Between the years of 2011 and 2020, the use of external liquidity for transactions under $100,000 in the municipal bond market increased to 42.4% of trades from 30.2%. For transactions of $1 million or more, the use of external liquidity decreased to 13% from 16.3%.

MSRB chief market structure officer John Bagley
John Bagley, chief market structure officer at the MSRB, said the market for external liquidity is becoming more competitive.

Customer transactions completed on any day other than the day the dealer bought or sold the position are considered to be internal liquidity, because “the dealer held a position overnight, incurring additional risk and cost to finance the position,” the MSRB said.

“I think it shows that the market is becoming more efficient and more competitive,” John Bagley, chief market structure officer for the MSRB and co-author of the report said of the findings. “There's more dealers doing a significant amount of external liquidity business. I think that they have made the market more competitive.”

Plus, “The ability to aggregate liquidity both for offerings and for responses to bids wanted, has continued to improve since 2011,” Bagley said.

The proliferation of electronic, algorithmic and proprietary trading, in addition to liquidity aggregation tools have transformed the way that dealers and individuals access and trade on the municipal bond market. But as the changes in format have caused an increase in the level of external liquidity transactions for trades under $100,000, the players have also changed.
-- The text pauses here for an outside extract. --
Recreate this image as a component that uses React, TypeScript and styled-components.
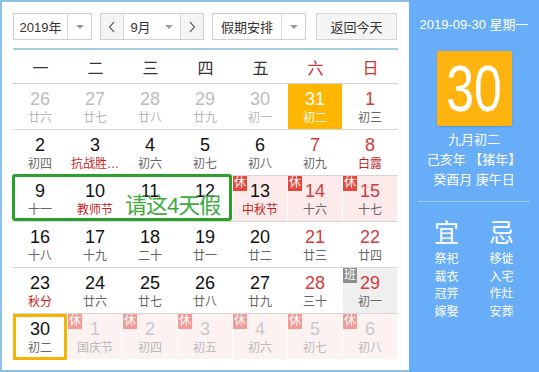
import * as React from "react";
import styled, { createGlobalStyle, css } from "styled-components";

const FONT = `"Liberation Sans", "Noto Sans CJK SC", sans-serif`;

const GlobalStyle = createGlobalStyle`
  body {
    margin: 0;
    background: #fff;
    font-family: ${FONT};
  }
`;

type Kind = "normal" | "other" | "hover" | "rest" | "restOther" | "work" | "today";

type Day = {
  d: number;
  l: string;
  kind?: Kind;
  red?: boolean; // weekend number colour
  fest?: boolean; // lunar line is a festival / solar term
};

const weeks: Day[][] = [
  [
    { d: 26, l: "廿六", kind: "other" },
    { d: 27, l: "廿七", kind: "other" },
    { d: 28, l: "廿八", kind: "other" },
    { d: 29, l: "廿九", kind: "other" },
    { d: 30, l: "初一", kind: "other" },
    { d: 31, l: "初二", kind: "hover" },
    { d: 1, l: "初三", red: true },
  ],
  [
    { d: 2, l: "初四" },
    { d: 3, l: "抗战胜…", fest: true },
    { d: 4, l: "初六" },
    { d: 5, l: "初七" },
    { d: 6, l: "初八" },
    { d: 7, l: "初九", red: true },
    { d: 8, l: "白露", red: true, fest: true },
  ],
  [
    { d: 9, l: "十一" },
    { d: 10, l: "教师节", fest: true },
    { d: 11, l: "" },
    { d: 12, l: "" },
    { d: 13, l: "中秋节", kind: "rest", fest: true },
    { d: 14, l: "十六", kind: "rest", red: true },
    { d: 15, l: "十七", kind: "rest", red: true },
  ],
  [
    { d: 16, l: "十八" },
    { d: 17, l: "十九" },
    { d: 18, l: "二十" },
    { d: 19, l: "廿一" },
    { d: 20, l: "廿二" },
    { d: 21, l: "廿三", red: true },
    { d: 22, l: "廿四", red: true },
  ],
  [
    { d: 23, l: "秋分", fest: true },
    { d: 24, l: "廿六" },
    { d: 25, l: "廿七" },
    { d: 26, l: "廿八" },
    { d: 27, l: "廿九" },
    { d: 28, l: "三十", red: true },
    { d: 29, l: "初一", kind: "work", red: true },
  ],
  [
    { d: 30, l: "初二", kind: "today" },
    { d: 1, l: "国庆节", kind: "restOther" },
    { d: 2, l: "初四", kind: "restOther" },
    { d: 3, l: "初五", kind: "restOther" },
    { d: 4, l: "初六", kind: "restOther" },
    { d: 5, l: "初七", kind: "restOther" },
    { d: 6, l: "初八", kind: "restOther" },
  ],
];

const weekdays = ["一", "二", "三", "四", "五", "六", "日"];

const Frame = styled.div`
  display: flex;
  width: 539px;
  height: 372px;
`;

const CalendarPane = styled.div`
  width: 409px;
  height: 372px;
  box-sizing: border-box;
  border: 2px solid #8cc0e4;
  border-right: none;
  padding: 11px 11px 0 11px;
`;

const Toolbar = styled.div`
  display: flex;
  height: 27px;
  font-size: 13px;
  color: #333;
`;

const Control = styled.div<{ $w: number; $ml?: number }>`
  display: flex;
  width: ${(p) => p.$w}px;
  margin-left: ${(p) => p.$ml || 0}px;
  height: 27px;
  box-sizing: border-box;
  border: 1px solid #cfcfcf;
  background: #fff;
`;

const Label = styled.div`
  flex: 1;
  display: flex;
  align-items: center;
  justify-content: center;
`;

const Arrow = styled.div<{ $line?: boolean }>`
  width: 23px;
  display: flex;
  align-items: center;
  justify-content: center;
  border-left: ${(p) => (p.$line ? "1px solid #dcdcdc" : "none")};
  &::after {
    content: "";
    border-left: 4px solid transparent;
    border-right: 4px solid transparent;
    border-top: 4px solid #9a9a9a;
  }
`;

const Nav = styled.div<{ $side: "l" | "r" }>`
  width: 22px;
  display: flex;
  align-items: center;
  justify-content: center;
  background: #f4f4f4;
  ${(p) => (p.$side === "l" ? "border-right: 1px solid #dcdcdc;" : "border-left: 1px solid #dcdcdc;")}
  svg {
    display: block;
  }
`;

const TodayButton = styled.div`
  margin-left: 10px;
  width: 81px;
  height: 27px;
  box-sizing: border-box;
  border: 1px solid #d4d4d4;
  background: #f5f5f5;
  display: flex;
  align-items: center;
  justify-content: center;
`;

const ToolbarRule = styled.div`
  margin-top: 8px;
  border-bottom: 2px solid #8cbfe0;
  opacity: 0.8;
`;

const WeekHeader = styled.div`
  display: grid;
  grid-template-columns: repeat(7, 55px);
  height: 33px;
  border-bottom: 1px solid #d0d0d0;
`;

const WeekDay = styled.div<{ $red?: boolean }>`
  display: flex;
  align-items: center;
  justify-content: center;
  font-size: 16px;
  color: ${(p) => (p.$red ? "#cc3333" : "#333")};
`;

const Week = styled.div<{ $last?: boolean }>`
  position: relative;
  display: grid;
  grid-template-columns: repeat(7, 55px);
  height: 45px;
  border-bottom: 1px solid ${(p) => (p.$last ? "transparent" : "#d6d6d6")};
`;

const cellBg: Record<Kind, string> = {
  normal: "transparent",
  other: "transparent",
  hover: "#ffb600",
  rest: "#fdeaea",
  restOther: "#fdf2f2",
  work: "#efefef",
  today: "transparent",
};

const Cell = styled.div<{ $kind: Kind }>`
  position: relative;
  box-sizing: border-box;
  margin-right: 1px;
  background: ${(p) => cellBg[p.$kind]};
  text-align: center;
  padding-top: 5px;
  ${(p) =>
    p.$kind === "today" &&
    css`
      margin: 0 1px -1px 0;
      padding-top: 2px;
      border: 3px solid #f5b402;
    `}
`;

const Num = styled.div<{ $color: string }>`
  font-size: 18px;
  line-height: 20px;
  color: ${(p) => p.$color};
`;

const Lunar = styled.div<{ $color: string }>`
  margin-top: 1px;
  font-size: 12px;
  line-height: 16px;
  color: ${(p) => p.$color};
  white-space: nowrap;
`;

const Badge = styled.span<{ $tone: string }>`
  position: absolute;
  left: 0;
  top: 0;
  width: 14px;
  height: 15px;
  background: ${(p) => p.$tone};
  color: #fff;
  font-size: 12px;
  line-height: 15px;
  text-align: center;
`;

const PickBox = styled.div`
  position: absolute;
  left: -1px;
  top: -2px;
  width: 220px;
  height: 47px;
  box-sizing: border-box;
  border: 3px solid #2ba02b;
  border-radius: 3px;
  pointer-events: none;
`;

const PickText = styled.span`
  position: absolute;
  left: 110px;
  top: 15px;
  font-size: 22px;
  line-height: 28px;
  letter-spacing: -1px;
  color: #3fab3f;
  white-space: nowrap;
`;

const SidePanel = styled.div`
  width: 130px;
  height: 372px;
  background: #67adf8;
  color: #fff;
  display: flex;
  flex-direction: column;
  align-items: center;
  padding-top: 17px;
  box-sizing: border-box;
`;

const SideDate = styled.div`
  font-size: 13px;
  line-height: 16px;
  white-space: nowrap;
`;

const BigDay = styled.div`
  margin-top: 18px;
  width: 75px;
  height: 75px;
  background: #ffb30f;
  border-radius: 2px;
  box-shadow: 0 1px 2px rgba(0, 0, 0, 0.15);
  display: flex;
  align-items: center;
  justify-content: center;
  span {
    display: inline-block;
    font-size: 50px;
    line-height: 50px;
    transform: scale(1, 1.28);
  }
`;

const LunarInfo = styled.div`
  margin-top: 4px;
  font-size: 13px;
  line-height: 20px;
  text-align: center;
  white-space: nowrap;
`;

const SideRule = styled.div`
  align-self: stretch;
  margin: 11px 9px 0;
  border-bottom: 1px solid #9fcbf9;
`;

const Advice = styled.div`
  display: grid;
  grid-template-columns: 55px 55px;
  margin-top: 16px;
`;

const AdviceCol = styled.div`
  text-align: center;
`;

const AdviceHead = styled.div`
  font-size: 25px;
  line-height: 30px;
  margin-bottom: 3px;
`;

const AdviceItem = styled.div`
  font-size: 12px;
  line-height: 17.5px;
`;

const Chevron = ({ left }: { left?: boolean }) => (
  <svg width="8" height="12" viewBox="0 0 8 12">
    <path
      d={left ? "M6 1 L1.5 6 L6 11" : "M2 1 L6.5 6 L2 11"}
      fill="none"
      stroke="#666"
      strokeWidth="1.2"
    />
  </svg>
);

const numColor = (day: Day) => {
  if (day.kind === "hover") return "#fff";
  if (day.kind === "other") return "#bdbdbd";
  if (day.kind === "restOther") return "#c9c9c9";
  return day.red ? "#d23b3b" : "#111";
};

const lunarColor = (day: Day) => {
  if (day.kind === "hover") return "#fff";
  if (day.kind === "other" || day.kind === "restOther") return "#b8b8b8";
  return day.fest ? "#c41e1e" : "#666";
};

const badgeFor = (kind?: Kind) => {
  if (kind === "rest") return <Badge $tone="#e8463c">休</Badge>;
  if (kind === "restOther") return <Badge $tone="#f29a96">休</Badge>;
  if (kind === "work") return <Badge $tone="#8c8c8c">班</Badge>;
  return null;
};

const App: React.FC = () => {
  return (
    <Frame>
      <GlobalStyle />
      <CalendarPane>
        <Toolbar>
          <Control $w={79}>
            <Label>2019年</Label>
            <Arrow $line />
          </Control>
          <Control $w={104} $ml={8}>
            <Nav $side="l">
              <Chevron left />
            </Nav>
            <Label>9月</Label>
            <Arrow />
            <Nav $side="r">
              <Chevron />
            </Nav>
          </Control>
          <Control $w={94} $ml={8}>
            <Label>假期安排</Label>
            <Arrow $line />
          </Control>
          <TodayButton>返回今天</TodayButton>
        </Toolbar>
        <ToolbarRule />
        <WeekHeader>
          {weekdays.map((w, i) => (
            <WeekDay key={w} $red={i > 4}>
              {w}
            </WeekDay>
          ))}
        </WeekHeader>
        {weeks.map((week, wi) => (
          <Week key={wi} $last={wi === weeks.length - 1}>
            {week.map((day, di) => {
              const kind = day.kind || "normal";
              return (
                <Cell key={di} $kind={kind}>
                  {badgeFor(day.kind)}
                  <Num $color={numColor(day)}>{day.d}</Num>
                  <Lunar $color={lunarColor(day)}>{day.l}</Lunar>
                </Cell>
              );
            })}
            {wi === 2 && (
              <PickBox>
                <PickText>请这4天假</PickText>
              </PickBox>
            )}
          </Week>
        ))}
      </CalendarPane>
      <SidePanel>
        <SideDate>2019-09-30 星期一</SideDate>
        <BigDay>
          <span>30</span>
        </BigDay>
        <LunarInfo>
          九月初二
          <br />
          己亥年 【猪年】
          <br />
          癸酉月 庚午日
        </LunarInfo>
        <SideRule />
        <Advice>
          <AdviceCol>
            <AdviceHead>宜</AdviceHead>
            {["祭祀", "裁衣", "冠笄", "嫁娶"].map((t) => (
              <AdviceItem key={t}>{t}</AdviceItem>
            ))}
          </AdviceCol>
          <AdviceCol>
            <AdviceHead>忌</AdviceHead>
            {["移徙", "入宅", "作灶", "安葬"].map((t) => (
              <AdviceItem key={t}>{t}</AdviceItem>
            ))}
          </AdviceCol>
        </Advice>
      </SidePanel>
    </Frame>
  );
};

export default App;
“In 2011, the providers of external liquidity were dominated by large wealth management firms with large numbers of individual investors,” the report said. “In 2020, the providers of external liquidity were almost evenly divided between national firms and firms that have little or no individual investors and whose business model is to make markets on a wide variety of bonds on various trading platforms in order to capture order flow for customer purchases and customer sales for odd-lots and smaller block positions.”

According to Bagley, this shift was a “significant change” as these new entrants to the muni market have grown their market share significantly as the market for providing external liquidity becomes more concentrated into fewer hands. In 2011, the top three, five and 10 dealers providing external liquidity accounted for 18%, 26% and 42% of all liquidity by number of trades. By 2020, those numbers had increased to 23%, 31% and 45%, respectively.

There has also been a decrease in the number of firms providing external liquidity, as in 2011, 734 firms had completed at least one trade and in 2020, that number decreased to 518. But the number of transactions has increased slightly, as firms with 500 or more trades in a year increased from 150 in 2011 to 156 in 2020.

“This trend is consistent with previous MSRB findings showing that while the number of registered dealers declined, the vast majority of the firms exiting the market did not have a significant presence in the market,” the report said.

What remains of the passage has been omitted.